##### STORED DATA
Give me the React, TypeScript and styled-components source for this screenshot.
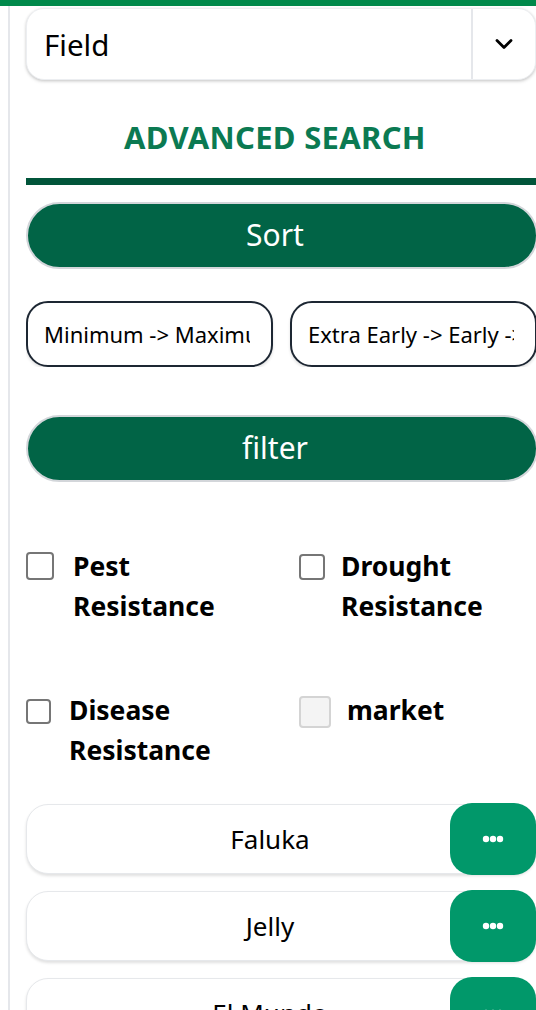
import React from "react";
import styled, { createGlobalStyle } from "styled-components";

const Global = createGlobalStyle`
  html, body { margin: 0; padding: 0; background: #ffffff; }
  body { font-family: "Noto Sans", "Open Sans", sans-serif; color: #000; overflow: hidden; width: 536px; }
  * { box-sizing: border-box; }
`;

const TopBar = styled.div`
  height: 6px;
  background: #00894b;
`;

const Shell = styled.div`
  margin-left: 8px;
  border-left: 2px solid #e5e7eb;
  padding-left: 16px;
  width: 528px;
  min-height: 1004px;
  display: flex;
  flex-direction: column;
`;

const SelectBox = styled.div`
  margin-top: 2px;
  height: 72px;
  width: 510px;
  border-radius: 18px;
  background: #fff;
  box-shadow: 0 1px 3px rgba(0,0,0,0.18), 0 2px 4px rgba(0,0,0,0.06);
  border: 1px solid #eceef1;
  display: flex;
  align-items: stretch;
`;

const SelectValue = styled.div`
  flex: 1;
  display: flex;
  align-items: center;
  padding-left: 17px;
  font-size: 29.5px;
  border-right: 2px solid #e5e7eb;
`;

const SelectArrow = styled.div`
  width: 62px;
  display: flex;
  align-items: center;
  justify-content: center;
`;

const Heading = styled.h2`
  margin: 0;
  padding-top: 37px;
  padding-right: 12px;
  height: 98px;
  text-align: center;
  font-size: 31px;
  font-weight: 700;
  color: #0b7a52;
  letter-spacing: 0.3px;
  line-height: 40px;
`;

const Rule = styled.div`
  height: 7px;
  width: 510px;
  background: #01553a;
`;

const PillButton = styled.button<{ $mt: number }>`
  margin-top: ${(p) => p.$mt}px;
  width: 512px;
  height: 67px;
  border-radius: 34px;
  border: 2px solid #d3d6da;
  background: #016446;
  color: #fff;
  font-family: "Noto Sans", sans-serif;
  font-size: 30px;
  display: flex;
  align-items: center;
  justify-content: center;
  padding: 0 14px 2px 0;
`;

const OptionRow = styled.div`
  margin-top: 32px;
  display: flex;
  gap: 17px;
  width: 530px;
  overflow: hidden;
`;

const OptionPill = styled.div`
  flex: 0 0 247px;
  height: 66px;
  border: 2px solid #1d2733;
  border-radius: 22px;
  background: #fff;
  box-shadow: 0 2px 3px rgba(0,0,0,0.12);
  padding: 0 21px 0 16px;
  display: flex;
  align-items: center;
  overflow: hidden;
  white-space: nowrap;
  font-size: 22px;
`;

const OptionText = styled.span`
  display: block;
  overflow: hidden;
  white-space: nowrap;
`;

const CheckGrid = styled.div`
  margin-top: 64px;
  display: grid;
  grid-template-columns: 273px 237px;
  row-gap: 64px;
`;

const CheckItem = styled.label<{ $gap: number; $boxTop: number }>`
  display: flex;
  align-items: flex-start;
  gap: ${(p) => p.$gap}px;
  & > span:first-child { margin-top: ${(p) => p.$boxTop}px; }
`;

const Box = styled.span<{ $size: number; $disabled?: boolean }>`
  flex: 0 0 auto;
  width: ${(p) => p.$size}px;
  height: ${(p) => p.$size}px;
  border-radius: 4px;
  border: 2px solid ${(p) => (p.$disabled ? "#d4d4d4" : "#767676")};
  background: ${(p) => (p.$disabled ? "#f4f4f4" : "#fff")};
`;

const CheckLabel = styled.span`
  font-size: 26.5px;
  font-weight: 700;
  line-height: 40px;
`;

const List = styled.div`
  margin-top: 34px;
  display: flex;
  flex-direction: column;
  gap: 17px;
`;

const ListItem = styled.div`
  position: relative;
  width: 510px;
  height: 70px;
  border-radius: 22px;
  border: 1px solid #e6e8eb;
  background: #fff;
  box-shadow: 0 2px 3px rgba(0,0,0,0.12);
  display: flex;
  align-items: center;
  justify-content: center;
  padding-right: 22px;
  font-size: 26px;
`;

const MoreButton = styled.div`
  position: absolute;
  right: -1px;
  top: -2px;
  width: 86px;
  height: 72px;
  border-radius: 22px;
  background: #01986a;
  display: flex;
  align-items: center;
  justify-content: center;
`;

const Dots = () => (
  <svg width="22" height="8" viewBox="0 0 22 8">
    <circle cx="4" cy="4" r="3.2" fill="#fff" />
    <circle cx="11" cy="4" r="3.2" fill="#fff" />
    <circle cx="18" cy="4" r="3.2" fill="#fff" />
  </svg>
);

const Chevron = () => (
  <svg width="18" height="12" viewBox="0 0 18 12">
    <path d="M2 2.5 L9 9.5 L16 2.5" stroke="#000" strokeWidth="2.8" fill="none" strokeLinecap="round" strokeLinejoin="round" />
  </svg>
);

const checks = [
  { label: ["Pest", "Resistance"], size: 28, gap: 19, top: 6 },
  { label: ["Drought", "Resistance"], size: 26, gap: 16, top: 8 },
  { label: ["Disease", "Resistance"], size: 25, gap: 18, top: 9 },
  { label: ["market"], size: 32, gap: 16, top: 6, disabled: true },
];

export default function App() {
  return (
    <>
      <Global />
      <TopBar />
      <Shell>
        <SelectBox>
          <SelectValue>Field</SelectValue>
          <SelectArrow>
            <Chevron />
          </SelectArrow>
        </SelectBox>
        <Heading>ADVANCED SEARCH</Heading>
        <Rule />
        <PillButton $mt={17}>Sort</PillButton>
        <OptionRow>
          <OptionPill>
            <OptionText>Minimum -&gt; Maximum</OptionText>
          </OptionPill>
          <OptionPill>
            <OptionText>Extra Early -&gt; Early -&gt; Late</OptionText>
          </OptionPill>
        </OptionRow>
        <PillButton $mt={48}>filter</PillButton>
        <CheckGrid>
          {checks.map((c) => (
            <CheckItem key={c.label.join(" ")} $gap={c.gap} $boxTop={c.top}>
              <Box $size={c.size} $disabled={c.disabled} />
              <CheckLabel>
                {c.label.map((l, i) => (
                  <React.Fragment key={l}>
                    {i > 0 && <br />}
                    {l}
                  </React.Fragment>
                ))}
              </CheckLabel>
            </CheckItem>
          ))}
        </CheckGrid>
        <List>
          {["Faluka", "Jelly", "El Mundo"].map((n) => (
            <ListItem key={n}>
              {n}
              <MoreButton>
                <Dots />
              </MoreButton>
            </ListItem>
          ))}
        </List>
      </Shell>
    </>
  );
}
##########
### DIRECTIVE
Make an exact copy of the data above, pictures excluded.

### EXERCISE OUTPUT
Give me the React, TypeScript and styled-components source for this screenshot.
import React from "react";
import styled, { createGlobalStyle } from "styled-components";

const Global = createGlobalStyle`
  html, body { margin: 0; padding: 0; background: #ffffff; }
  body { font-family: "Noto Sans", "Open Sans", sans-serif; color: #000; overflow: hidden; width: 536px; }
  * { box-sizing: border-box; }
`;

const TopBar = styled.div`
  height: 6px;
  background: #00894b;
`;

const Shell = styled.div`
  margin-left: 8px;
  border-left: 2px solid #e5e7eb;
  padding-left: 16px;
  width: 528px;
  min-height: 1004px;
  display: flex;
  flex-direction: column;
`;

const SelectBox = styled.div`
  margin-top: 2px;
  height: 72px;
  width: 510px;
  border-radius: 18px;
  background: #fff;
  box-shadow: 0 1px 3px rgba(0,0,0,0.18), 0 2px 4px rgba(0,0,0,0.06);
  border: 1px solid #eceef1;
  display: flex;
  align-items: stretch;
`;

const SelectValue = styled.div`
  flex: 1;
  display: flex;
  align-items: center;
  padding-left: 17px;
  font-size: 29.5px;
  border-right: 2px solid #e5e7eb;
`;

const SelectArrow = styled.div`
  width: 62px;
  display: flex;
  align-items: center;
  justify-content: center;
`;

const Heading = styled.h2`
  margin: 0;
  padding-top: 37px;
  padding-right: 12px;
  height: 98px;
  text-align: center;
  font-size: 31px;
  font-weight: 700;
  color: #0b7a52;
  letter-spacing: 0.3px;
  line-height: 40px;
`;

const Rule = styled.div`
  height: 7px;
  width: 510px;
  background: #01553a;
`;

const PillButton = styled.button<{ $mt: number }>`
  margin-top: ${(p) => p.$mt}px;
  width: 512px;
  height: 67px;
  border-radius: 34px;
  border: 2px solid #d3d6da;
  background: #016446;
  color: #fff;
  font-family: "Noto Sans", sans-serif;
  font-size: 30px;
  display: flex;
  align-items: center;
  justify-content: center;
  padding: 0 14px 2px 0;
`;

const OptionRow = styled.div`
  margin-top: 32px;
  display: flex;
  gap: 17px;
  width: 530px;
  overflow: hidden;
`;

const OptionPill = styled.div`
  flex: 0 0 247px;
  height: 66px;
  border: 2px solid #1d2733;
  border-radius: 22px;
  background: #fff;
  box-shadow: 0 2px 3px rgba(0,0,0,0.12);
  padding: 0 21px 0 16px;
  display: flex;
  align-items: center;
  overflow: hidden;
  white-space: nowrap;
  font-size: 22px;
`;

const OptionText = styled.span`
  display: block;
  overflow: hidden;
  white-space: nowrap;
`;

const CheckGrid = styled.div`
  margin-top: 64px;
  display: grid;
  grid-template-columns: 273px 237px;
  row-gap: 64px;
`;

const CheckItem = styled.label<{ $gap: number; $boxTop: number }>`
  display: flex;
  align-items: flex-start;
  gap: ${(p) => p.$gap}px;
  & > span:first-child { margin-top: ${(p) => p.$boxTop}px; }
`;

const Box = styled.span<{ $size: number; $disabled?: boolean }>`
  flex: 0 0 auto;
  width: ${(p) => p.$size}px;
  height: ${(p) => p.$size}px;
  border-radius: 4px;
  border: 2px solid ${(p) => (p.$disabled ? "#d4d4d4" : "#767676")};
  background: ${(p) => (p.$disabled ? "#f4f4f4" : "#fff")};
`;

const CheckLabel = styled.span`
  font-size: 26.5px;
  font-weight: 700;
  line-height: 40px;
`;

const List = styled.div`
  margin-top: 34px;
  display: flex;
  flex-direction: column;
  gap: 17px;
`;

const ListItem = styled.div`
  position: relative;
  width: 510px;
  height: 70px;
  border-radius: 22px;
  border: 1px solid #e6e8eb;
  background: #fff;
  box-shadow: 0 2px 3px rgba(0,0,0,0.12);
  display: flex;
  align-items: center;
  justify-content: center;
  padding-right: 22px;
  font-size: 26px;
`;

const MoreButton = styled.div`
  position: absolute;
  right: -1px;
  top: -2px;
  width: 86px;
  height: 72px;
  border-radius: 22px;
  background: #01986a;
  display: flex;
  align-items: center;
  justify-content: center;
`;

const Dots = () => (
  <svg width="22" height="8" viewBox="0 0 22 8">
    <circle cx="4" cy="4" r="3.2" fill="#fff" />
    <circle cx="11" cy="4" r="3.2" fill="#fff" />
    <circle cx="18" cy="4" r="3.2" fill="#fff" />
  </svg>
);

const Chevron = () => (
  <svg width="18" height="12" viewBox="0 0 18 12">
    <path d="M2 2.5 L9 9.5 L16 2.5" stroke="#000" strokeWidth="2.8" fill="none" strokeLinecap="round" strokeLinejoin="round" />
  </svg>
);

const checks = [
  { label: ["Pest", "Resistance"], size: 28, gap: 19, top: 6 },
  { label: ["Drought", "Resistance"], size: 26, gap: 16, top: 8 },
  { label: ["Disease", "Resistance"], size: 25, gap: 18, top: 9 },
  { label: ["market"], size: 32, gap: 16, top: 6, disabled: true },
];

export default function App() {
  return (
    <>
      <Global />
      <TopBar />
      <Shell>
        <SelectBox>
          <SelectValue>Field</SelectValue>
          <SelectArrow>
            <Chevron />
          </SelectArrow>
        </SelectBox>
        <Heading>ADVANCED SEARCH</Heading>
        <Rule />
        <PillButton $mt={17}>Sort</PillButton>
        <OptionRow>
          <OptionPill>
            <OptionText>Minimum -&gt; Maximum</OptionText>
          </OptionPill>
          <OptionPill>
            <OptionText>Extra Early -&gt; Early -&gt; Late</OptionText>
          </OptionPill>
        </OptionRow>
        <PillButton $mt={48}>filter</PillButton>
        <CheckGrid>
          {checks.map((c) => (
            <CheckItem key={c.label.join(" ")} $gap={c.gap} $boxTop={c.top}>
              <Box $size={c.size} $disabled={c.disabled} />
              <CheckLabel>
                {c.label.map((l, i) => (
                  <React.Fragment key={l}>
                    {i > 0 && <br />}
                    {l}
                  </React.Fragment>
                ))}
              </CheckLabel>
            </CheckItem>
          ))}
        </CheckGrid>
        <List>
          {["Faluka", "Jelly", "El Mundo"].map((n) => (
            <ListItem key={n}>
              {n}
              <MoreButton>
                <Dots />
              </MoreButton>
            </ListItem>
          ))}
        </List>
      </Shell>
    </>
  );
}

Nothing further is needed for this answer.